Yesterday I added weapons and attacks. My only weapon right now is a fist and the only attack is a punch. Neither one is drawable ( which is why I started with them ). But eventually I'll have weapons like swords and magic wands that need to be drawn. Then some attacks ( like fire balls ) will be visible and travel through space, so they need drawablity. If you don't know, 3D is hard stuff, so whenever I get the chance to work on backend code, I try to stay back there.
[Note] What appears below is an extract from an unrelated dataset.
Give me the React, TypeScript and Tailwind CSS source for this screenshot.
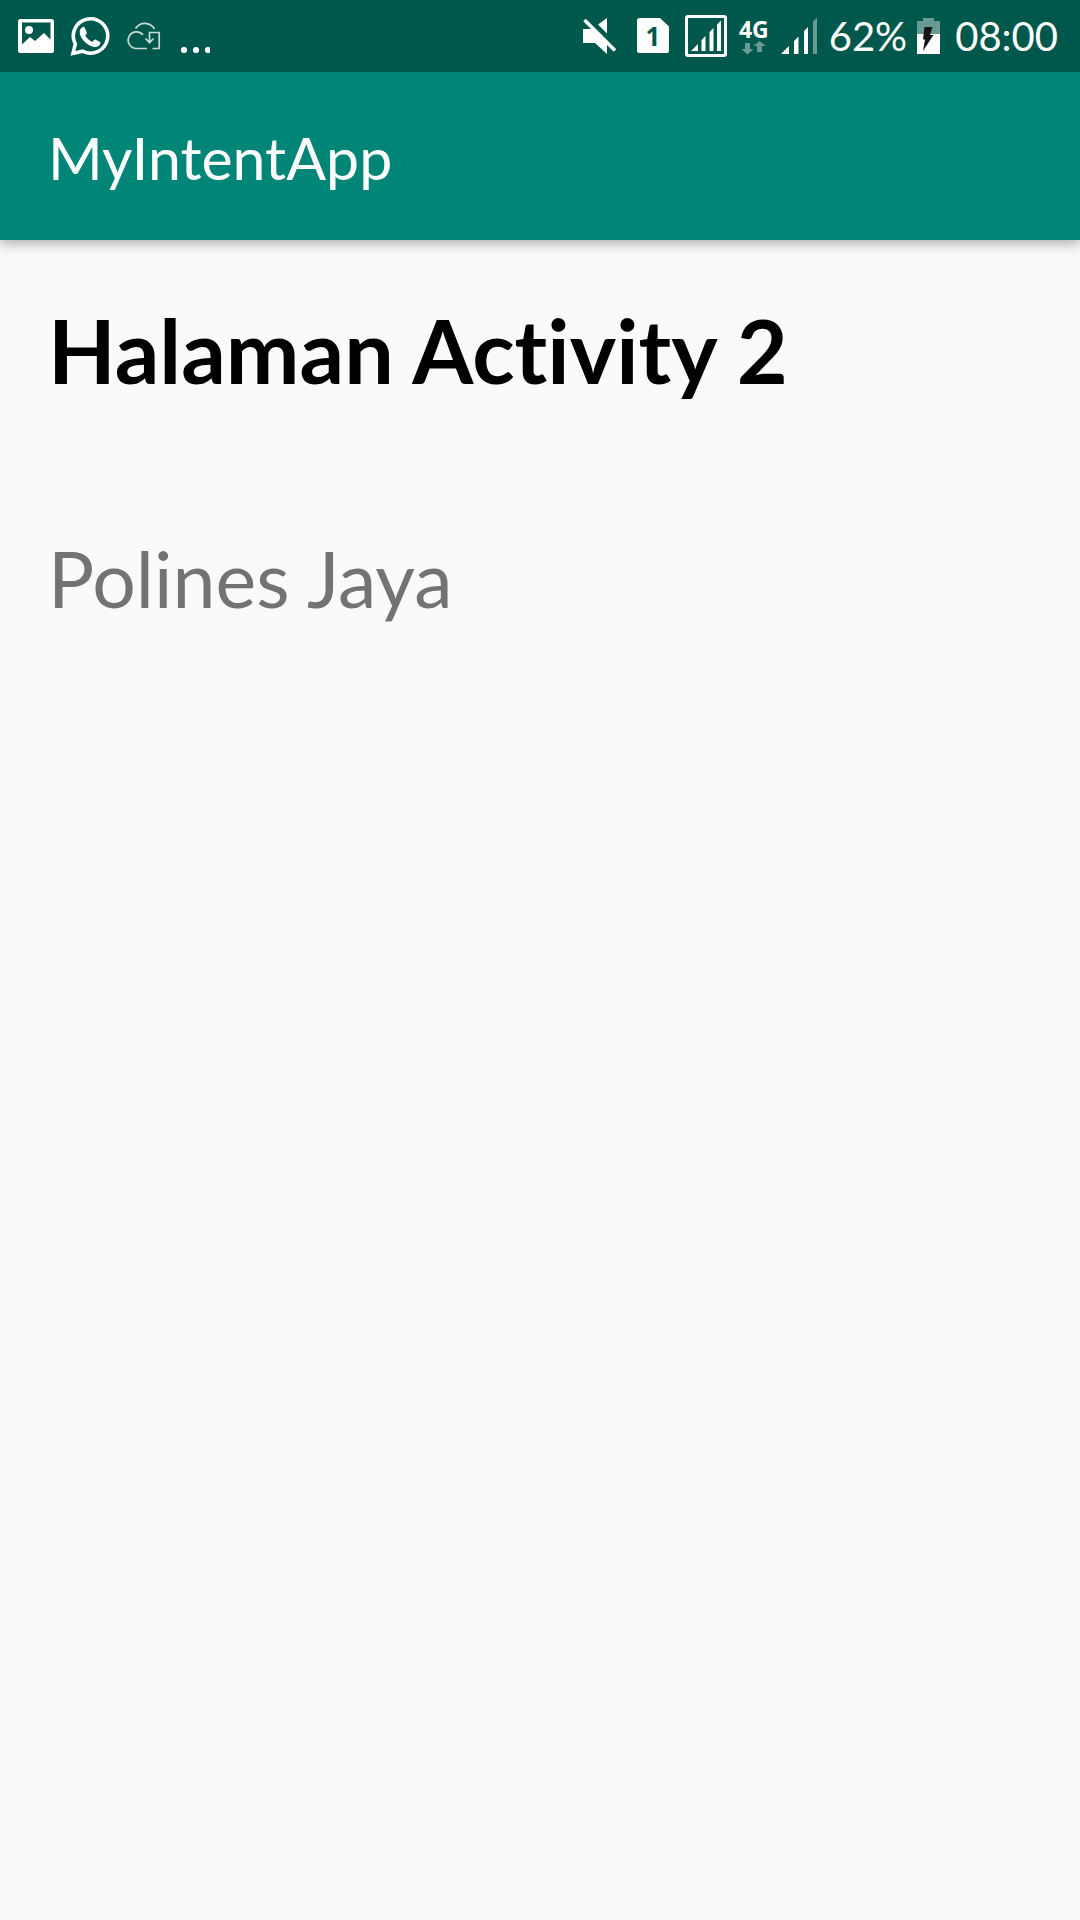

Earlier this week I made some initial HUD ( heads up display ) visuals. I've been dreading this for years but it turns out it was the easiest thing. Everything in OpenGL is in a 3D box between -1 and 1. -1 X to 1 X. -1 Y to 1 Y.  -1 Z to 1 Z. So I draw my 3D world out in 3D space ( like X=300 , Y=700, Z=2 ) then use a crazy complicated matrix to transform it all down into that -1 to 1 size. For a 2D HUD, all I had to do is draw my visuals where I want them in that -1 to 1 space and NOT transform it by the big scary MVP matrix. ... I felt so stupid when I figured it out. But, thankfully it's easy, so I shouldn't have any more problems with that. I just need to figure out my menu system.

Other than that, you should be able to figure out what I've done based on the pictures. Most of my effort has gone into trying to draw the 3D, so most of what I've done is the visual stuff.

Again, I don't really know where this game is going, but I'm thinking something like Zelda or Skyrim... Pretty ambitious, I know, but there it is.